Skopal was born in Zagreb on 18 July 1904. From 1924 to 1928, she attended the Royal Academy of arts and crafts in Zagreb, at which she was taught by Hinko Juhn, Ivo Kerdić, Frano Kršinić and others. In 1929, Skopal was also educated in Vienna, and from 1933 to 1934 in a private school of Hertha Bucher. Skopal debuted in 1927, with the ceramic sculpture of amorous couple which was modeled along the art lines of her professor Hinko Juhn. From 1927 to 1939, she performed over twenty artistically very interesting fireplaces and stoves mainly for the upper class Jewish families in Zagreb. Among the most significant were those depicting virtuoso modeled female figures in dance, at the apartment of Blühweiss family in Domagojeva street 2. In 1938, Skopal was first in Croatia to create ceramic jewelry. At the beginning of 1940 to mid-1950, created numerous ceramic tables of which only few were saved to this day. From 1951 to 1956, she worked on the ceramic bottles, among others for the "Maraska d.d." which produces liqueurs and spirits. For that she received a number of commendations, both at home and abroad. The largest part of her artistic oeuvre was committed to shaping ceramic items for the daily use such as: bowls, jars, services, vases, lamps, candlesticks, and others.

During World War II, as a Jew, Skopal was placed in the ceramic factory "Gabianelli" in Treviso, Italy. After the capitulation of Italy, Skopal joined the Partisans. With the Partisans, she worked at the Bari allied military hospital and later in Cozzano as the ceramist. After the war, from 1945 to 1965, Skopal worked as the professor at the School of applied arts in Zagreb. She taught the modeling and creating forms on the potter's wheel.

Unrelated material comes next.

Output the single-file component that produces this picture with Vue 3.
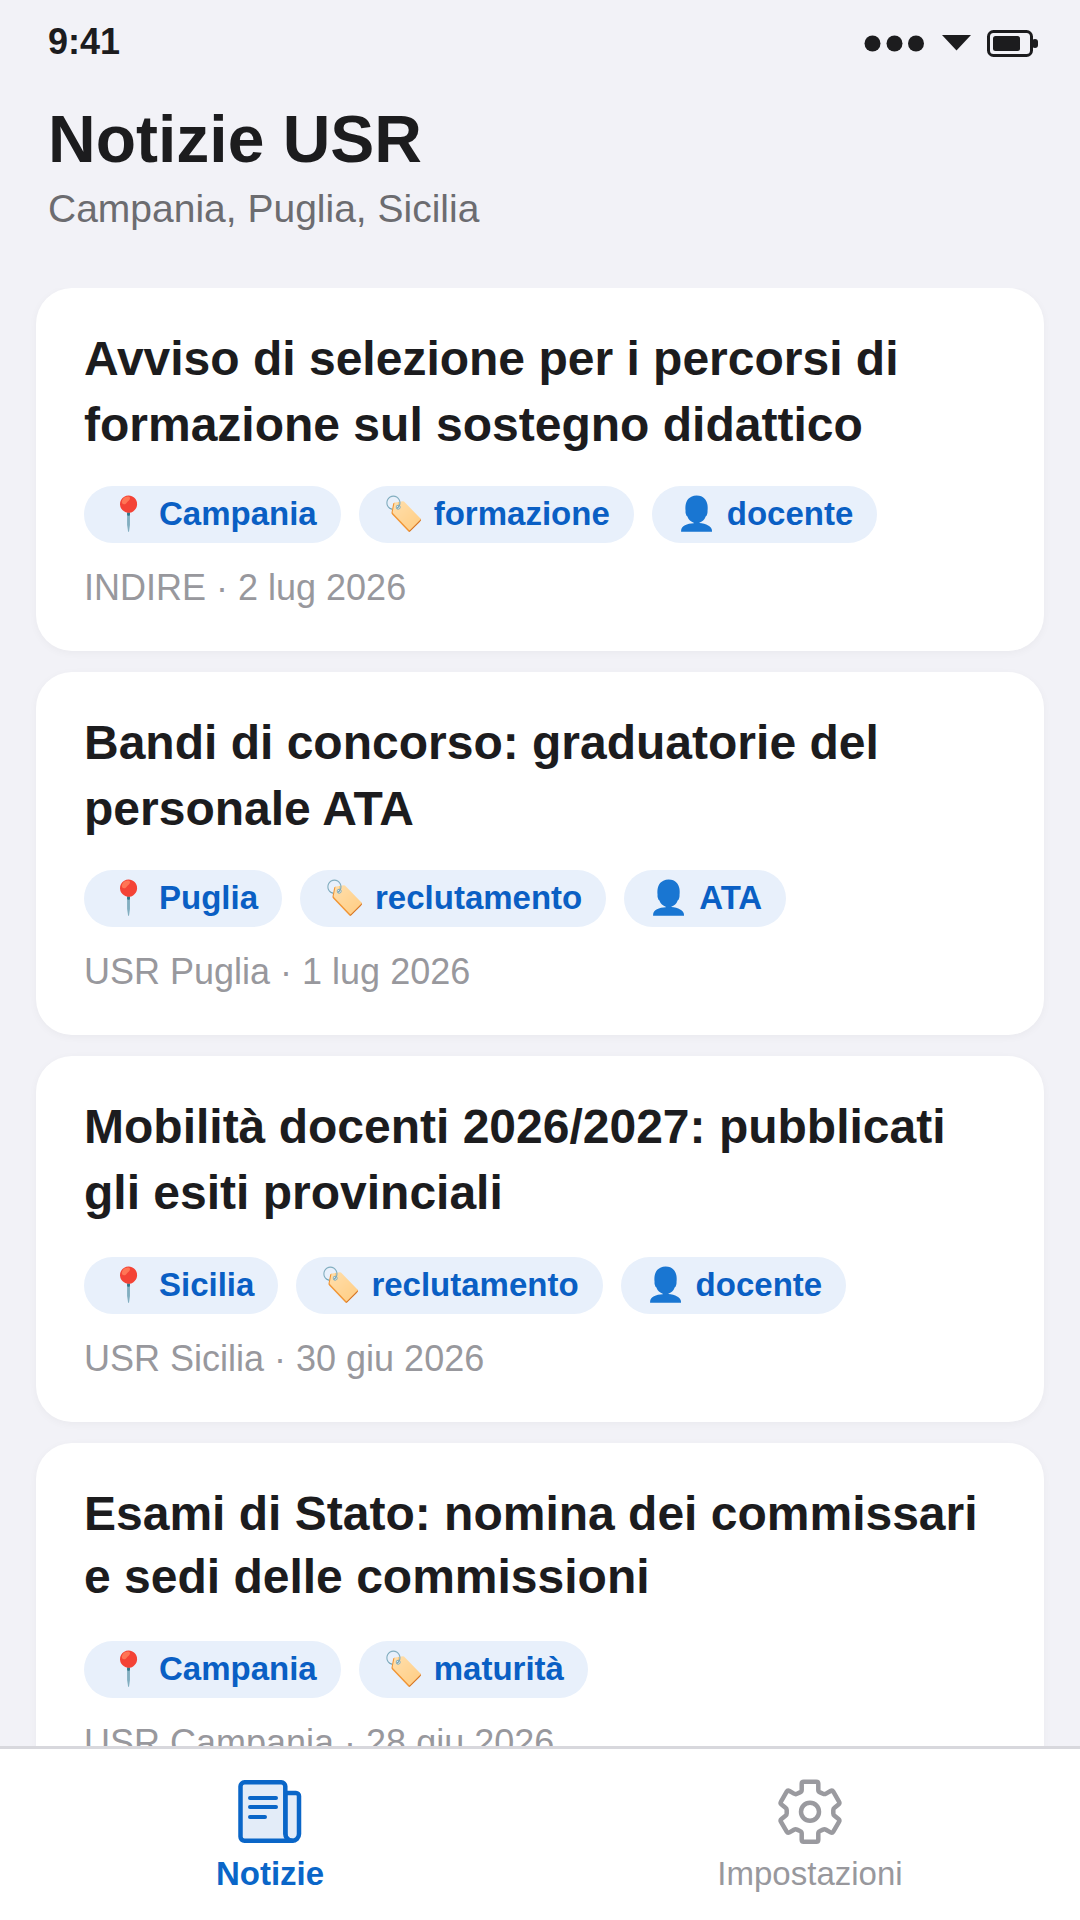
<script setup>
const cards = [
  { title: 'Avviso di selezione per i percorsi di formazione sul sostegno didattico', tags: [['📍','Campania'],['🏷️','formazione'],['👤','docente']], meta: 'INDIRE · 2 lug 2026', kind: '' },
  { title: 'Bandi di concorso: graduatorie del personale ATA', tags: [['📍','Puglia'],['🏷️','reclutamento'],['👤','ATA']], meta: 'USR Puglia · 1 lug 2026', kind: '' },
  { title: 'Mobilità docenti 2026/2027: pubblicati gli esiti provinciali', tags: [['📍','Sicilia'],['🏷️','reclutamento'],['👤','docente']], meta: 'USR Sicilia · 30 giu 2026', kind: 'loose' },
  { title: 'Esami di Stato: nomina dei commissari e sedi delle commissioni', tags: [['📍','Campania'],['🏷️','maturità']], meta: 'USR Campania · 28 giu 2026', kind: 'tight' },
]
</script>

<template>
  <div class="screen">
    <div class="status">
      <span class="time">9:41</span>
      <div class="status-icons">
        <svg width="61" height="17" viewBox="0 0 61 17"><circle cx="8.5" cy="8.5" r="8"/><circle cx="30.5" cy="8.5" r="8"/><circle cx="52" cy="8.5" r="8"/></svg>
        <svg width="30" height="16" viewBox="0 0 30 16"><path d="M1 0H30L15.5 15.5Z"/></svg>
        <svg width="51" height="27" viewBox="0 0 51 27"><rect x="1.5" y="1.5" width="43" height="24" rx="5" fill="none" stroke="#1c1c1e" stroke-width="3"/><rect x="6" y="6" width="27" height="15" rx="2.5"/><rect x="45" y="9" width="6" height="9" rx="3"/></svg>
      </div>
    </div>
    <header class="head">
      <h1>Notizie USR</h1>
      <p>Campania, Puglia, Sicilia</p>
    </header>
    <main class="list">
      <article v-for="c in cards" :key="c.title" class="card" :class="c.kind">
        <h2>{{ c.title }}</h2>
        <div class="tags">
          <span v-for="t in c.tags" :key="t[1]" class="tag"><span>{{ t[0] }}</span> {{ t[1] }}</span>
        </div>
        <div class="meta">{{ c.meta }}</div>
      </article>
    </main>
    <nav class="tabs">
      <div class="tab active">
        <svg width="66" height="65" viewBox="0 0 66 65" fill="#e3ecf8" stroke="#0a66c8" stroke-width="4.5" stroke-linejoin="round" stroke-linecap="round">
          <g transform="translate(1 1)">
            <path d="M47.3 13H58a3 3 0 0 1 3 3V54a6.85 6.85 0 0 1-13.7 0Z"/>
            <path d="M2.5 6.3a4 4 0 0 1 4-4H43.3a4 4 0 0 1 4 4V54a6.85 6.85 0 0 0 6.85 6.85H6.5a4 4 0 0 1-4-4Z"/>
            <path d="M12 18H38M12 27H38M12 37H27" fill="none" stroke-width="4"/>
          </g>
        </svg>
        <span>Notizie</span>
      </div>
      <div class="tab">
        <svg width="66" height="65" viewBox="0 0 66 65" fill="none" stroke="#9a9a9f" stroke-width="4.5" stroke-linejoin="round">
          <path d="M26.7 2.7H39.3Q41.3 2.7 41.3 4.7V11Q41.3 12.7 43 13.4L46 14.8Q47.5 15.5 49 14.6L53.5 12Q55.3 11 56.3 12.7L62 22.6Q63 24.3 61.5 25.5L57.5 28.7Q56.3 29.7 56.3 31V34.4Q56.3 35.7 57.5 36.7L61.5 39.9Q63 41.1 62 42.8L56.3 52.7Q55.3 54.4 53.5 53.4L49 50.8Q47.5 49.9 46 50.6L43 52Q41.3 52.7 41.3 54.4V60.7Q41.3 62.7 39.3 62.7H26.7Q24.7 62.7 24.7 60.7V54.4Q24.7 52.7 23 52L20 50.6Q18.5 49.9 17 50.8L12.5 53.4Q10.7 54.4 9.7 52.7L4 42.8Q3 41.1 4.5 39.9L8.5 36.7Q9.7 35.7 9.7 34.4V31Q9.7 29.7 8.5 28.7L4.5 25.5Q3 24.3 4 22.6L9.7 12.7Q10.7 11 12.5 12L17 14.6Q18.5 15.5 20 14.8L23 13.4Q24.7 12.7 24.7 11V4.7Q24.7 2.7 26.7 2.7Z"/>
          <circle cx="33" cy="32.7" r="9"/>
        </svg>
        <span>Impostazioni</span>
      </div>
    </nav>
  </div>
</template>

<style>
html, body { margin: 0; background: #f2f2f7; }
</style>
<style scoped>
.screen { width: 1080px; height: 1920px; background: #f2f2f7; display: flex; flex-direction: column; overflow: hidden; font-family: "Liberation Sans", Arial, sans-serif; color: #1c1c1e; }
.status { height: 84px; flex: none; display: flex; justify-content: space-between; align-items: center; padding: 0 42px 0 48px; box-sizing: border-box; }
.time { font-size: 36px; font-weight: 700; }
.status-icons { display: flex; align-items: center; gap: 16px; fill: #1c1c1e; padding-top: 2px; }
.head { padding: 17px 48px 0; height: 204px; flex: none; box-sizing: border-box; }
h1 { margin: 0; font-size: 66px; line-height: 76px; font-weight: 700; }
p { margin: 9px 0 0; font-size: 39px; line-height: 46px; color: #6c6c70; }
.list { flex: 1; min-height: 0; overflow: hidden; padding: 0 36px; display: flex; flex-direction: column; gap: 21px; }
.card { flex: none; background: #fff; border-radius: 36px; padding: 38px 48px 42px; box-shadow: 0 2px 8px rgba(0,0,0,.04); }
h2 { margin: 0; font-size: 48px; line-height: 66px; font-weight: 700; }
.tags { display: flex; gap: 18px; margin-top: 28px; }
.loose .tags { margin-top: 31px; }
.tight h2 { line-height: 63px; padding-top: 1px; }
.tight .tags { margin-top: 33px; }
.tag { box-sizing: border-box; height: 57px; border-radius: 29px; background: #e8f0fb; color: #0a5fc4; font-size: 33px; font-weight: 700; padding: 0 24px 2px; display: flex; align-items: center; gap: 10px; white-space: nowrap; }
.meta { margin-top: 24px; font-size: 36px; line-height: 42px; color: #98989d; }
.tabs { flex: none; height: 174px; box-sizing: border-box; border-top: 3px solid #d8d8dd; background: #fff; display: flex; }
.tab { flex: 1; display: flex; flex-direction: column; align-items: center; padding-top: 30px; gap: 11px; font-size: 33px; color: #98989d; }
.tab.active { color: #0a66c8; font-weight: 700; }
</style>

Many works of Stella Skopal disappeared without a trace during her lifetime, while others are kept at the Museum of Arts and Crafts, Croatian National Theatre and Croatian History Museum in Zagreb, Jewish Community Zagreb, Art Gallery in Split and private collectors.

Skopal died on December 24, 1992, and was buried at the Mirogoj Cemetery.

==Honors==
In 1975, Skopal received the Vladimir Nazor Award for lifetime achievement.